Sahip olduğum refah üzerinden bakarsak; bir fotoğrafçı olarak buraya geldim, sergi açtım vs. ve bu sorunları önemli ve inanılması güç buluyorum ve daha çok şey yapmak lazım, diye düşünüyorum. Fakat bu benim ‘karma’m değil, belki Gabrielle’ninki…
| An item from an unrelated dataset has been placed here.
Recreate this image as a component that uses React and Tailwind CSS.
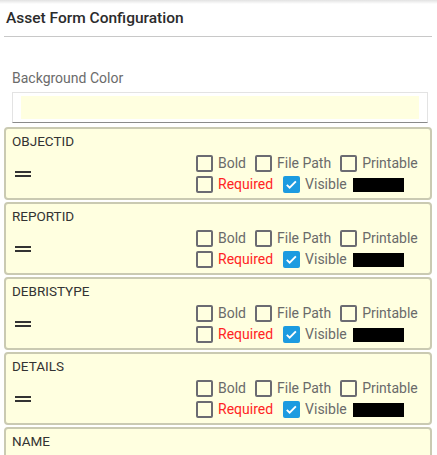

Gabrielle: Esasen benim işlerim ağırlıklı olarak aktivizm içeriyor. Bu çalışmamda da Afrikalı insan hakları savunucusu transeksüellerle ortak bir çalışma yaptım ve onların kendilerini ifade ettikleri metinleri içeren portreleri üzerinden onların sesini duyurmaya çalışıyorum.
İlaveten, çalışmalarımın pek çoğunu galerilerden ziyade konferanslar gibi aktivizmle iç içe mekânlarda açıyorum. Çalışmalarımı özetle ‘sosyal adalet için kültürel aracılık’ olarak tanımlıyorum.